• [Direction]:
Filter the lines below, copying only those with the string "React".

• [The data]:
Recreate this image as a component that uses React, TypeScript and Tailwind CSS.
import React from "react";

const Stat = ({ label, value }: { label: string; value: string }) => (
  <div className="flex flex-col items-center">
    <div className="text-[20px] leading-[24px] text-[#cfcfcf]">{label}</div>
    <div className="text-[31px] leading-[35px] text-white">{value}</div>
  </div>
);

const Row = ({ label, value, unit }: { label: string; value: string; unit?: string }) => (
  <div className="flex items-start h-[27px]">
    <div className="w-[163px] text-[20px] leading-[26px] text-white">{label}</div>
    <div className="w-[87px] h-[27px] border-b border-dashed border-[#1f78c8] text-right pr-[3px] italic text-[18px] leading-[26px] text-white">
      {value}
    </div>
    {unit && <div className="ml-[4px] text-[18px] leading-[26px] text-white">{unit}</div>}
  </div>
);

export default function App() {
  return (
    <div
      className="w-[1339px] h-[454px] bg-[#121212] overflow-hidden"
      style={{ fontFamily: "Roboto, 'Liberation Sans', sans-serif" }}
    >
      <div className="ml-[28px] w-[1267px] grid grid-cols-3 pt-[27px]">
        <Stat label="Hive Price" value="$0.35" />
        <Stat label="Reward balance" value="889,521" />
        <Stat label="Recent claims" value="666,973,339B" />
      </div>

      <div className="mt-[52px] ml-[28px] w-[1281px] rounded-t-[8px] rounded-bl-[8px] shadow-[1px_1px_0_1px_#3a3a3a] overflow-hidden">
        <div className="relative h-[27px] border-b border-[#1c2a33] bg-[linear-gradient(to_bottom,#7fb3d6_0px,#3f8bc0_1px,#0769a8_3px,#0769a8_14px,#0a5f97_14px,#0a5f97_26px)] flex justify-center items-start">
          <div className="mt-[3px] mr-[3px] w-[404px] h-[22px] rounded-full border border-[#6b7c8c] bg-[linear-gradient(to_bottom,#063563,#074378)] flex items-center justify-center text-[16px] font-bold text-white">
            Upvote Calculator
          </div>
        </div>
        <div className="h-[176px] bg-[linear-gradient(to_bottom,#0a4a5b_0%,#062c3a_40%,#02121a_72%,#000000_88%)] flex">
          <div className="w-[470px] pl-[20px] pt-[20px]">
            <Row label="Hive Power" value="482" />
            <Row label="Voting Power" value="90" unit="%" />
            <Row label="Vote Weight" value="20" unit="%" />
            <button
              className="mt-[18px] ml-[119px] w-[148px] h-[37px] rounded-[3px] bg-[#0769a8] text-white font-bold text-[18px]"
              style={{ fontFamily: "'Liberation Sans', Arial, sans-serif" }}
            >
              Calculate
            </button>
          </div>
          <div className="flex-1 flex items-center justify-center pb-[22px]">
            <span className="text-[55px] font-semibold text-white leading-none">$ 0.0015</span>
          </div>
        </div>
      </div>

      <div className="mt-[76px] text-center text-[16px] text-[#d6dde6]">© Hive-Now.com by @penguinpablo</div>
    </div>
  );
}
...
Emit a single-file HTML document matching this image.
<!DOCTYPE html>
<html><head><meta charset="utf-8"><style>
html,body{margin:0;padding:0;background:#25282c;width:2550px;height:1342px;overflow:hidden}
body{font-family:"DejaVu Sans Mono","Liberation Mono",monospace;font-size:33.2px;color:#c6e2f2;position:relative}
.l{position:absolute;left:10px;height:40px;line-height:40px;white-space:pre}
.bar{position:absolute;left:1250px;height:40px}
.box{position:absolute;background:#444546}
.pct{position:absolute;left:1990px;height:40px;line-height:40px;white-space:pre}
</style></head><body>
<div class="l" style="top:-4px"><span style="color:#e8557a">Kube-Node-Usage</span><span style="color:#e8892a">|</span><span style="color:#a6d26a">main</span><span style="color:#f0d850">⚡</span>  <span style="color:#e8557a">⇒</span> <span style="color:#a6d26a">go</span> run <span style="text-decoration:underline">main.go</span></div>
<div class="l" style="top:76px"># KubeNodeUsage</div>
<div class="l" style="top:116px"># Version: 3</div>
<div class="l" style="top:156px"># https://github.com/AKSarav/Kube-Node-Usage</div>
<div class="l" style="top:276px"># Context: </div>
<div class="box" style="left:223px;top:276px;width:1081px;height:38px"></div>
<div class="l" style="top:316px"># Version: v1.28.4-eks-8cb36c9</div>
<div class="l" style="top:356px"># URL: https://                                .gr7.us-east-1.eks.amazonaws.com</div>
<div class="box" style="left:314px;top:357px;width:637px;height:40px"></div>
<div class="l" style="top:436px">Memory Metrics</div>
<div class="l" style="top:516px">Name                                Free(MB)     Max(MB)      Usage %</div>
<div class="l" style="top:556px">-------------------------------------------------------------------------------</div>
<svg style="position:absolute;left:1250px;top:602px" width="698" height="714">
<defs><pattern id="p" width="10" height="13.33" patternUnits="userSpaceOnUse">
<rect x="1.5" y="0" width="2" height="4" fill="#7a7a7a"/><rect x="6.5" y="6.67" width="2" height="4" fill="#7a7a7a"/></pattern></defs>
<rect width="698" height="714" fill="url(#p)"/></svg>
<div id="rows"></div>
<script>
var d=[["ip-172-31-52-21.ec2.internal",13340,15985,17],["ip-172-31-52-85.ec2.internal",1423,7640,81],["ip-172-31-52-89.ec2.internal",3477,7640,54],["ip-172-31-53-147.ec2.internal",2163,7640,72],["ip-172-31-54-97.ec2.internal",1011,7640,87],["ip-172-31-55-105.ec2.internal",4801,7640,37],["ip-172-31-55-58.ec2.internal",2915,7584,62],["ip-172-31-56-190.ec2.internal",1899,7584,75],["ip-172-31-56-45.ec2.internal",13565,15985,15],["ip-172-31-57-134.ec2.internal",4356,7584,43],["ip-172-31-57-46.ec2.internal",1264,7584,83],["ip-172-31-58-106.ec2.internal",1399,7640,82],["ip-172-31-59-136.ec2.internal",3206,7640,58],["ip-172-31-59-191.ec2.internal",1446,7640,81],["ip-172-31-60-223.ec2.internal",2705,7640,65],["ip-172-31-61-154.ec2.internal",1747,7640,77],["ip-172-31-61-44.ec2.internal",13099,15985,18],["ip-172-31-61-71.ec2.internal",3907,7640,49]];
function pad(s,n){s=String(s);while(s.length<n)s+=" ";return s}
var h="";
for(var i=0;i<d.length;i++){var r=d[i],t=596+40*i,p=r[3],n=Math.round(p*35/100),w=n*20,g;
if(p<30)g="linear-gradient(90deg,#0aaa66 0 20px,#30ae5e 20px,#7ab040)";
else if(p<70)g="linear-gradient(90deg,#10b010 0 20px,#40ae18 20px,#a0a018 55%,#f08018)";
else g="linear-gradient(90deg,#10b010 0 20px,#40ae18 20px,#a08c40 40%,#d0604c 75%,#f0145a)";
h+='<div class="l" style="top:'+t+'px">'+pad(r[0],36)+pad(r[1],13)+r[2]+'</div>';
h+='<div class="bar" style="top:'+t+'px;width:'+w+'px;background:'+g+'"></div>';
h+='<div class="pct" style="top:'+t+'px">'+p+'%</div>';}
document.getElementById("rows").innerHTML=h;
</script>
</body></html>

• [Correct output]:
Recreate this image as a component that uses React, TypeScript and Tailwind CSS.
import React from "react";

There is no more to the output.